Kartini yang mempunyai dua anak hasil perkawinannya dengan Suparman ini, sudah 17 tahun bertugas sebagai penyapu jalan. “Sejak Bapak jadi wali kota saya sudah jadi penyapu jalan, apalagi suami saya sekarang sudah tidak bekerja,” katanya kepada saya. Suami Kartini dulu seorang security, tapi sudah 7 tahun dirumahkan. Mengisi waktunya, Suparman mengajari anak-anak tetangga belajar mengaji.
Sekarang Kartini menghidupi suami dan dua anaknya dengan gaji yang diterimanya sebesar Rp 2,2 juta lebih sebulan. Tapi anak saya yang tertua berusia 32 tahun sudah berkeluarga dan mempunyai dua anak. “Anak saya yang satu lagi akan menikah 15 Mei, Bapak hadir ya,” kata wanita bersaudara enam ini. Kartini anak keempat dan adiknya yang nomor 5 juga bekerja sebagai penyapu jalan.
Banyak suka duka dialami Kartini dalam menjalani pekerjaannya. “Saya pernah kejatuhan dahan pohon,” kata Kartini, yang tinggal di Jl Wolter Monginsidi RT 29. Tapi semua dijalaninya dengan tabah.

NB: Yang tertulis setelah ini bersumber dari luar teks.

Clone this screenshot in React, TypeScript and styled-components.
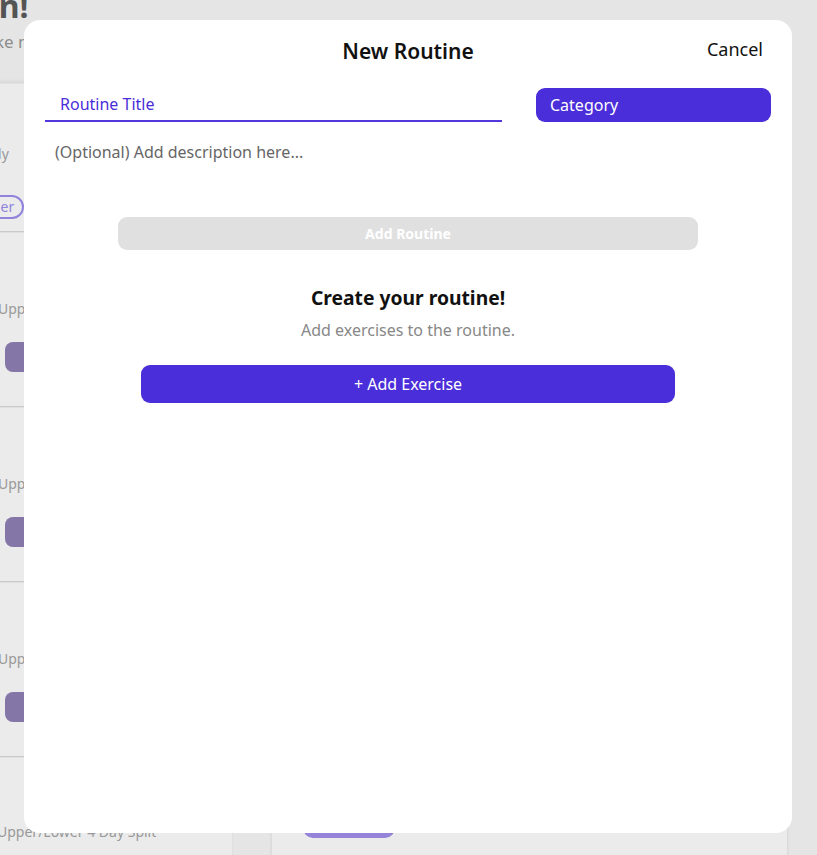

Ia juga pernah bertugas 3 tahun di Jl MT Haryono.
Dikatakannya, pada bulan Ramadan ini produksi sampah rumah tangga meningkat. Begitu juga kekotoran di jalan bertambah karena banyak kendaraan yang melintas. Karena itu dia berharap peralatan kerja bisa ditingkatkan Pemkot seperti sapu, serok, dan gerobak.
Tadi malam seusai salat tarawih saya menerima pesan whatsapp (WA) dari Kartini. “Selamat memperingati Hari Kartini, ya Pak. Kartini adalah pahlawan emansipasi untuk wanita Indonesia. Seperti saya ini, Pak, bekerja membantu perekonomian keluarga, yang penting kita bahagia,” katanya.(*)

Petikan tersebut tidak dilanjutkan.